By Edward-Isaac Dovere
June 26, 2017
MIAMI BEACH, Fla. — President Donald Trump has it all wrong, said New Orleans Mayor Mitch Landrieu, making his inaugural speech as the president of the non-partisan United States Conference of Mayors.
“America’s greatness is alive and well in cities and towns across this country—from urban to rural to suburban, from coast to coast,” Landrieu said, speaking to a ballroom full of mayors from around the country.
Landrieu said that the health care bill being debated in the Senate will “make us sicker,” and urged Congress to slow down the process—and listen to people like mayors who can get beyond the political debate and talk about what the real world effects of the legislation would be.
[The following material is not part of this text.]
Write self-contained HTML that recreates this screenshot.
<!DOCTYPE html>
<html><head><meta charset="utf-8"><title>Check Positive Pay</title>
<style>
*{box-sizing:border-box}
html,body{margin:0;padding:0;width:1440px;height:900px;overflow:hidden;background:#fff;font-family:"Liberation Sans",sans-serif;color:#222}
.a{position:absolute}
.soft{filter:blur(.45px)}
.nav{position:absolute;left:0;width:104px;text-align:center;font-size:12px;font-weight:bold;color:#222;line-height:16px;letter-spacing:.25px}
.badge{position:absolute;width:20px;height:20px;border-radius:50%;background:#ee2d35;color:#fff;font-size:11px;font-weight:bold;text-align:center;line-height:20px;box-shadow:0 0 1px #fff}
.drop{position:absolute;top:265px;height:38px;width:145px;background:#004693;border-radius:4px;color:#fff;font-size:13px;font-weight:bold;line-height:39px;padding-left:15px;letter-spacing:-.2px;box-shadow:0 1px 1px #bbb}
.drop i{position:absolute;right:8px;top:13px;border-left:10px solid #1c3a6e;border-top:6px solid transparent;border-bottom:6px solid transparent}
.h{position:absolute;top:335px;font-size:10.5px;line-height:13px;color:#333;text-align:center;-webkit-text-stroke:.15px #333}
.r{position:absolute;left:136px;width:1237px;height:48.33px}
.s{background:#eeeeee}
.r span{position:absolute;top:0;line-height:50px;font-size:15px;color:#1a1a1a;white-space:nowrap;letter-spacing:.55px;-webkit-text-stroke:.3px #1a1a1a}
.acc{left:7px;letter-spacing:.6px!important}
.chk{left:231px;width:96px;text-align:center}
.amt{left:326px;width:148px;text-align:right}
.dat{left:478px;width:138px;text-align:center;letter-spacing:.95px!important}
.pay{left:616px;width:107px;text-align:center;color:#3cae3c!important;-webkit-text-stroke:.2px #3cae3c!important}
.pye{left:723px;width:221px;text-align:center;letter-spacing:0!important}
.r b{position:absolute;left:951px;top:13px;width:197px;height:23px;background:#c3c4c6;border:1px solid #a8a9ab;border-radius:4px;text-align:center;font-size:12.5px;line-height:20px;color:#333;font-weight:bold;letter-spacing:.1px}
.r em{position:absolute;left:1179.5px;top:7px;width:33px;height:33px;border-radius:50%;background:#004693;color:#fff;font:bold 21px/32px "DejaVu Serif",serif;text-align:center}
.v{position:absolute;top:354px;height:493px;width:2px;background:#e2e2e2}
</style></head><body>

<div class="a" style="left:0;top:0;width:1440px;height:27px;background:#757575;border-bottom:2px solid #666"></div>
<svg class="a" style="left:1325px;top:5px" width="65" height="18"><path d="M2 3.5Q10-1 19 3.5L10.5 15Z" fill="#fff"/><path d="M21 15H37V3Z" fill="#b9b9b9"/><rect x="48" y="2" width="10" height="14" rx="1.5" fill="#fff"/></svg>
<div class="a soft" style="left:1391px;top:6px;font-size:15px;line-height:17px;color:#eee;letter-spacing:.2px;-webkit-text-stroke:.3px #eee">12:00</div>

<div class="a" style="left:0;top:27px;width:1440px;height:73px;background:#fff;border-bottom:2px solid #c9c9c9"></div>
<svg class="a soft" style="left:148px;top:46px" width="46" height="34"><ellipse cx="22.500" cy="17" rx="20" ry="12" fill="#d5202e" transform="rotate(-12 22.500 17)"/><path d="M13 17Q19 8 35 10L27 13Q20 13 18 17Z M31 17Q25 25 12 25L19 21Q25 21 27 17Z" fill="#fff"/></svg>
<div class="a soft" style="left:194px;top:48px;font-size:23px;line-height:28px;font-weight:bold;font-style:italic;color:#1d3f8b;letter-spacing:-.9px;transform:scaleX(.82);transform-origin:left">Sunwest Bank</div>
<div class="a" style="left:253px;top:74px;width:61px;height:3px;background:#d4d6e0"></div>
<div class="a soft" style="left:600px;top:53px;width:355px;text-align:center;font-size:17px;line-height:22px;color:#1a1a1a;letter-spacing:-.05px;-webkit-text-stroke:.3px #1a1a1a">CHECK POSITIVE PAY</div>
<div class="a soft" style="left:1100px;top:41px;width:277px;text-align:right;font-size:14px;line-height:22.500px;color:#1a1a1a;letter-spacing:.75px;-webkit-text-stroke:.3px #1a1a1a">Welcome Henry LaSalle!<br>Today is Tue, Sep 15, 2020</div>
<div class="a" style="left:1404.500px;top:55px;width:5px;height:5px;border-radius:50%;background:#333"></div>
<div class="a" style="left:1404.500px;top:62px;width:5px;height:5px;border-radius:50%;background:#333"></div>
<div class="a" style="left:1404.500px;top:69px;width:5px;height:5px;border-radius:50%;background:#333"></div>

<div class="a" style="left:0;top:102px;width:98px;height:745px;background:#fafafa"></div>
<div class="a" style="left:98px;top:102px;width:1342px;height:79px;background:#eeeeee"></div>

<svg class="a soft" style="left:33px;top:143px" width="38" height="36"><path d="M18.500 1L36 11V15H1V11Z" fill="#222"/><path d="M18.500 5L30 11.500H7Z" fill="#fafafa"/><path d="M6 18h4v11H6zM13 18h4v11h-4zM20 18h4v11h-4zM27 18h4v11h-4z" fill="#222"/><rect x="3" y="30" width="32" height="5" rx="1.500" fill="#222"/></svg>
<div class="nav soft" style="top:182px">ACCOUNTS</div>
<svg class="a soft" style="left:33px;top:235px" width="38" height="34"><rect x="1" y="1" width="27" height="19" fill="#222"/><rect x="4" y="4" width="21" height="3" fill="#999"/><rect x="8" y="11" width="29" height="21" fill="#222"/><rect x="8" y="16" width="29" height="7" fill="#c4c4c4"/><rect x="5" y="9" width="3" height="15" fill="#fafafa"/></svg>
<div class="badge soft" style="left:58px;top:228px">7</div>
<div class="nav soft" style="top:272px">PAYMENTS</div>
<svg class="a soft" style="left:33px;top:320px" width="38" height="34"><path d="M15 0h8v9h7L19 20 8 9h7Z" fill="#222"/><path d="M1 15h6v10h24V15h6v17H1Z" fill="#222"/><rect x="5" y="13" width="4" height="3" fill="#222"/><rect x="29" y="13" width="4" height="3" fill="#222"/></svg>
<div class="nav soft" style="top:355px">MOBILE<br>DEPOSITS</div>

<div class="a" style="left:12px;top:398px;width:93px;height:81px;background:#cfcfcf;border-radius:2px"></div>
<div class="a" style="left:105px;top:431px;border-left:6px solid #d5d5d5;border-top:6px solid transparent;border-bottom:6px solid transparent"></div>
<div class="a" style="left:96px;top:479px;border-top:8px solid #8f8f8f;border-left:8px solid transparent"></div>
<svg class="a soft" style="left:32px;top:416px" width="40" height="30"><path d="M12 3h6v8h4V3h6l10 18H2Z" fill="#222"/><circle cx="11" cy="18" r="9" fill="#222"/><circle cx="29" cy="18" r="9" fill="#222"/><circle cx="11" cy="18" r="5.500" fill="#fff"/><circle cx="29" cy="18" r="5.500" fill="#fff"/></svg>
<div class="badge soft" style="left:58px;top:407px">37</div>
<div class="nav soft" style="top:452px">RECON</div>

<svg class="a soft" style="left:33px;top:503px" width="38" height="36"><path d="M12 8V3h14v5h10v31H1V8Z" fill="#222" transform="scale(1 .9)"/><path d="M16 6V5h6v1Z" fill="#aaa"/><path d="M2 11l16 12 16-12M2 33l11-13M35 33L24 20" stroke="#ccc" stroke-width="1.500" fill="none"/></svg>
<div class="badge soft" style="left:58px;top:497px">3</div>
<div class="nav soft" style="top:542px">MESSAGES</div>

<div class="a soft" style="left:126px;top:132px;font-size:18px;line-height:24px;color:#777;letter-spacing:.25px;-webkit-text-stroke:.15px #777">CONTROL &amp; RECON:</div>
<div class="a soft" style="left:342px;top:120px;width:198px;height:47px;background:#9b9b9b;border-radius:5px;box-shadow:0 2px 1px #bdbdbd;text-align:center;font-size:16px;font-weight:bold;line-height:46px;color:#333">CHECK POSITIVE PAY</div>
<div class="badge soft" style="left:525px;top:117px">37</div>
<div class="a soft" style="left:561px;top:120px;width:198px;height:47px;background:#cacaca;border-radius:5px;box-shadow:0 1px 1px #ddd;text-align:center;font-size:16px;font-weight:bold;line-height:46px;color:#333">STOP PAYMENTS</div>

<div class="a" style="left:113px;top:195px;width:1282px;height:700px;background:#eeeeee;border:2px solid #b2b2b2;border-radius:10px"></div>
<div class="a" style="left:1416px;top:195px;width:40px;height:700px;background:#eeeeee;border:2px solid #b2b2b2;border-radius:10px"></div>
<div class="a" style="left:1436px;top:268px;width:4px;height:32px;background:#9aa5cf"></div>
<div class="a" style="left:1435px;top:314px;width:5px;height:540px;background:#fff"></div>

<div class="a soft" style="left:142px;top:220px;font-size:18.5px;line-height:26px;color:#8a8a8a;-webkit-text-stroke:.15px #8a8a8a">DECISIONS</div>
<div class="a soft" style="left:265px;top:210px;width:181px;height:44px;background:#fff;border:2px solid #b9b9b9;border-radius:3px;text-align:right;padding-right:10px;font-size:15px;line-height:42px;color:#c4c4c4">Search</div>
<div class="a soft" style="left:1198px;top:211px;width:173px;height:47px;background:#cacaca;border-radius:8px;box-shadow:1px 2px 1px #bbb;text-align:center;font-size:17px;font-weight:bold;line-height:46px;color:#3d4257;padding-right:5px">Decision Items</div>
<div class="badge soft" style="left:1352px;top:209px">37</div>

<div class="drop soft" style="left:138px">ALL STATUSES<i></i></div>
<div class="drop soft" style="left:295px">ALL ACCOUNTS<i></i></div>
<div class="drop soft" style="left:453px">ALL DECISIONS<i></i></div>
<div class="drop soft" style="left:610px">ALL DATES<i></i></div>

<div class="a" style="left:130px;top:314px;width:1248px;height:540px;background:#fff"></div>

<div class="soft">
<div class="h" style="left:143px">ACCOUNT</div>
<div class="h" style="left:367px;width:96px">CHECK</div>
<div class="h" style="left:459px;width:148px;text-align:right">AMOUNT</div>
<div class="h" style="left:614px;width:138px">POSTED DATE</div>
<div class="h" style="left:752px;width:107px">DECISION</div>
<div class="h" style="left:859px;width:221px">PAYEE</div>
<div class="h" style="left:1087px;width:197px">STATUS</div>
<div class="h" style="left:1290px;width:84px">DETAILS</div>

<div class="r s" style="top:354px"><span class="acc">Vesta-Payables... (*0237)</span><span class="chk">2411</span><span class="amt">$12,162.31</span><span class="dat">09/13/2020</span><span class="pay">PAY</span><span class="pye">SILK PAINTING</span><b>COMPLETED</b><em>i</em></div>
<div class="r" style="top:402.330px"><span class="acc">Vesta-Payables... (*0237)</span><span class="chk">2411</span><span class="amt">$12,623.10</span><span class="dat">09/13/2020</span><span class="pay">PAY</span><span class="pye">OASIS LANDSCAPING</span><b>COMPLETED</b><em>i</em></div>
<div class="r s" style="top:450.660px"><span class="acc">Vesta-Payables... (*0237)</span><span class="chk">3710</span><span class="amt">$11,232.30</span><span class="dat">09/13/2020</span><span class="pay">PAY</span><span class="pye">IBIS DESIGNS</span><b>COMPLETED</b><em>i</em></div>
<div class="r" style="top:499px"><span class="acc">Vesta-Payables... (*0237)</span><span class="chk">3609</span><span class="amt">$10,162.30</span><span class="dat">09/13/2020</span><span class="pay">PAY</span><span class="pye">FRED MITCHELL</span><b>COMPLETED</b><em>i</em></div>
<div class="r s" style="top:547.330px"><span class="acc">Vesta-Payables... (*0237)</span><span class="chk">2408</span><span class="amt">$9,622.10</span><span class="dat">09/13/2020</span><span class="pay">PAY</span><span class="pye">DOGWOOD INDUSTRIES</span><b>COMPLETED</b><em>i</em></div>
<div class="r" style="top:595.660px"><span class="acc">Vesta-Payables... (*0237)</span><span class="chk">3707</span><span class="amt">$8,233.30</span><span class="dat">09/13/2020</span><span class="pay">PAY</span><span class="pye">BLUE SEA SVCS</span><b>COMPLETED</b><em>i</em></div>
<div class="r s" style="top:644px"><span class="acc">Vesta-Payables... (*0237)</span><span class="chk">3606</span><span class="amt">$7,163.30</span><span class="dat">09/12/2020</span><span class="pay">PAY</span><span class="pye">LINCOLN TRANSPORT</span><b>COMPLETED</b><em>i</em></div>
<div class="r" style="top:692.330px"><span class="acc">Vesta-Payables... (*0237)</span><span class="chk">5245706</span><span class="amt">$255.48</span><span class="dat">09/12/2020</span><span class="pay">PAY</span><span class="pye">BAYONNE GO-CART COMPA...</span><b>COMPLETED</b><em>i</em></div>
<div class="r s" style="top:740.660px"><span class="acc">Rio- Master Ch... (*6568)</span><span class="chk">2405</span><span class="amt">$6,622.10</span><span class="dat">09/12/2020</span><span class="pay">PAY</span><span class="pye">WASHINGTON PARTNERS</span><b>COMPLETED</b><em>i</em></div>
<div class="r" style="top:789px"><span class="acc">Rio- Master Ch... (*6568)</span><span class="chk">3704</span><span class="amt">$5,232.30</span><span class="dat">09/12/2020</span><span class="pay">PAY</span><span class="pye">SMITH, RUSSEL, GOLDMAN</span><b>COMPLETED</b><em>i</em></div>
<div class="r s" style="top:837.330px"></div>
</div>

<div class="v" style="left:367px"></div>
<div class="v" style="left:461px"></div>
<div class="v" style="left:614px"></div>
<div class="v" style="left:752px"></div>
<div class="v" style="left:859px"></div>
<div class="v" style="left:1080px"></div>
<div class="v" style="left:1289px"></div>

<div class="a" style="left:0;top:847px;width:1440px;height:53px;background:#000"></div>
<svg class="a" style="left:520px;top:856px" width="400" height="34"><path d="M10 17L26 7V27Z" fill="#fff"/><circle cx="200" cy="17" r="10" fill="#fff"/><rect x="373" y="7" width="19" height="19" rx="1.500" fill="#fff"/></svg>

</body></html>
Landrieu said that’s symptomatic of larger problems coming out of politicization, from a country that doesn’t value the lives of young black men enough to change the relationship between police and communities, or doesn’t care enough about fixing the addiction and opioid crisis to get past debates over how to fund the programs.
Landrieu urged his colleagues to try to break through the noise of cable news and Washington warfare, summoning his own city’s recovery from Hurricane Katrina as an example of what can and should be done.
He referenced the agenda that the Conference walks out of its annual meeting here with, in opposition to the Trump administration on tackling climate change, immigration reform, infrastructure and health care: “Mayors do not be afraid. When you speak, people will listen. When you act, people will follow.”
“In these moments of uncertain chaotic and sometimes frustrating times, the families that we represent cannot look to Washington to answer,” Landrieu said. “We as mayors must fight to occupy the radical center, where we put people over politics.”